Unsur-unsur itu harus dipenuhi secara kumulatif. Pemrosesan data pribadi berdasarkan persetujuan juga harus memenuhi ketentuan sebagaimana diatur pada Pasal 22 sampai dengan Pasal 24 UU PDP yang mengatur tentang persetujuan subyek data pribadi, klausul perjanjian, bukti persetujuan dan lain-lain.
UU PDP pada Pasal 21 ayat (2) menyatakan, dalam hal terdapat perubahan informasi sebagaimana dimaksud pada ayat (1), pengendali data pribadi wajib memberitahukan kepada subyek data pribadi sebelum terjadi perubahan informasi.

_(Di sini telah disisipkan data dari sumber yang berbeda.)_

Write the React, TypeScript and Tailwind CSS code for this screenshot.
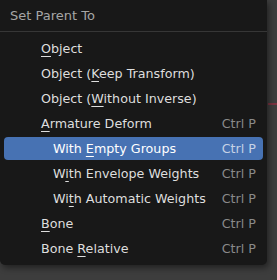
import React from "react";

type Item = {
  pre: string;
  key: string;
  post: string;
  indent?: boolean;
  shortcut?: string;
  active?: boolean;
};

const items: Item[] = [
  { pre: "", key: "O", post: "bject" },
  { pre: "Object (", key: "K", post: "eep Transform)" },
  { pre: "Object (", key: "W", post: "ithout Inverse)" },
  { pre: "", key: "A", post: "rmature Deform", shortcut: "Ctrl P" },
  { pre: "With ", key: "E", post: "mpty Groups", indent: true, shortcut: "Ctrl P", active: true },
  { pre: "W", key: "i", post: "th Envelope Weights", indent: true, shortcut: "Ctrl P" },
  { pre: "Wi", key: "t", post: "h Automatic Weights", indent: true, shortcut: "Ctrl P" },
  { pre: "", key: "B", post: "one", shortcut: "Ctrl P" },
  { pre: "Bone ", key: "R", post: "elative", shortcut: "Ctrl P" },
];

export default function App() {
  return (
    <div className="relative w-[277px] h-[280px] bg-[#3d3d3d] overflow-hidden font-['DejaVu_Sans',sans-serif]">
      <div className="absolute left-[268px] top-[103px] w-[9px] h-[2px] bg-[#7a3240]" />
      <div className="relative w-[267px] h-[265px] bg-[#181818] rounded-br-[5px] rounded-bl-[5px] shadow-[2px_3px_6px_rgba(0,0,0,0.45)] flex flex-col text-[12.7px]">
        <div className="h-[31px] flex items-center pl-[10px] text-[13px] text-[#a6a6a6]">Set Parent To</div>
        <div className="h-px bg-[#363636]" />
        <div className="pt-[4px] flex flex-col">
          {items.map((it, i) => (
            <div key={i} className="h-[25px] px-[4px] py-[1px]">
              <div
                className={
                  "h-[23px] rounded-[4px] flex items-center pr-[7px] " +
                  (it.active ? "bg-[#4772b3] text-white" : "text-[#dedede]")
                }
              >
                <div className={it.indent ? "pl-[49px] flex-1" : "pl-[37px] flex-1"}>
                  {it.pre}
                  <span className="underline decoration-1 underline-offset-[3px]">{it.key}</span>
                  {it.post}
                </div>
                {it.shortcut && (
                  <div className={it.active ? "text-[#c6d2e6]" : "text-[#8a8a8a]"}>{it.shortcut}</div>
                )}
              </div>
            </div>
          ))}
        </div>
      </div>
    </div>
  );
}
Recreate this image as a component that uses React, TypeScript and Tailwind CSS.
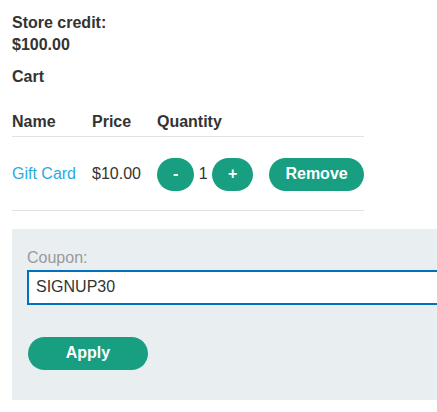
const Btn = ({ children, className = "" }: { children: React.ReactNode; className?: string }) => (
  <button className={`h-[33px] rounded-full bg-[#189e80] px-4 font-bold text-white ${className}`}>{children}</button>
);

export default function App() {
  return (
    <div className="w-screen h-screen overflow-hidden bg-white font-['Liberation_Sans',Arial,sans-serif] text-base leading-[1.4] text-[#333332]">
      <div className="pl-3 pt-[12px]">
        <p className="font-bold">
          Store credit:
          <br />
          $100.00
        </p>
        <p className="mt-[9px] font-bold">Cart</p>

        <table className="mt-[23px] border-collapse text-left">
          <thead>
            <tr className="border-b border-[#e2e2e2]">
              <th className="pr-4 pb-[2px] font-bold">Name</th>
              <th className="pr-4 pb-[2px] font-bold">Price</th>
              <th className="pr-4 pb-[2px] font-bold">Quantity</th>
              <th className="pb-[2px]"></th>
            </tr>
          </thead>
          <tbody>
            <tr className="border-b border-[#e2e2e2]">
              <td className="pr-4 pt-[21px] pb-[19px]">
                <a className="text-[#29abe0]">Gift Card</a>
              </td>
              <td className="pr-4 pt-[21px] pb-[19px]">$10.00</td>
              <td className="pr-4 pt-[21px] pb-[19px] whitespace-nowrap">
                <Btn>-</Btn> 1 <Btn>+</Btn>
              </td>
              <td className="pt-[21px] pb-[19px]">
                <Btn>Remove</Btn>
              </td>
            </tr>
          </tbody>
        </table>

        <div className="mt-[18px] w-[460px] bg-[#e9eef1] pl-[15px] pr-4 pt-[18px] pb-[30px]">
          <label className="block text-[#999999]">Coupon:</label>
          <input
            readOnly
            value="SIGNUP30"
            className="mt-px block h-[35px] w-full border-2 border-[#0071bc] bg-white px-[7px] text-[#333332] outline-none"
          />
          <Btn className="mt-8 ml-px block w-[120px]">Apply</Btn>
        </div>
      </div>
    </div>
  );
}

Pada prinsipnya UU PDP menekankan prinsip berbasis stelsel deklaratif untuk perubahan informasi ini. Tentu kita harus membedakan arti dan makna ‘memberitahukan’ dengan ‘persetujuan’ dari subyek data pribadi, dalam arti pemberitahuan oleh pengendali data pribadi saja sudah cukup.
Kedua, dasar pemrosesan data pribadi berupa pemenuhan kewajiban perjanjian, dalam hal subyek data pribadi merupakan salah satu pihak, atau untuk memenuhi permintaan subyek data pribadi pada saat akan melakukan perjanjian (Pasal 20 ayat (2) huruf b UU PDP).
Selain persetujuan eksplisit dari subyek data pribadi, seperti diuraikan sebelumnya, pemenuhan kewajiban perjanjian, di mana subyek data pribadi merupakan salah satu pihak, juga dapat dijadikan alternatif dasar pemrosesan data pribadi.
Ketentuan dalam Pasal 20 ayat (2) huruf b juga menyebut unsur lain yaitu, ‘pemenuhan permintaan subyek data pribadi pada saat akan melakukan perjanjian’ bisa dijadikan dasar pemrosesan dimaksud. Frasa terakhir ini memiliki arti, bisa saja hal itu tidak dimuat eksplisit sebagai isi perjanjian, tetapi justru dilakukan saat akan dilakukannya perjanjian tersebut.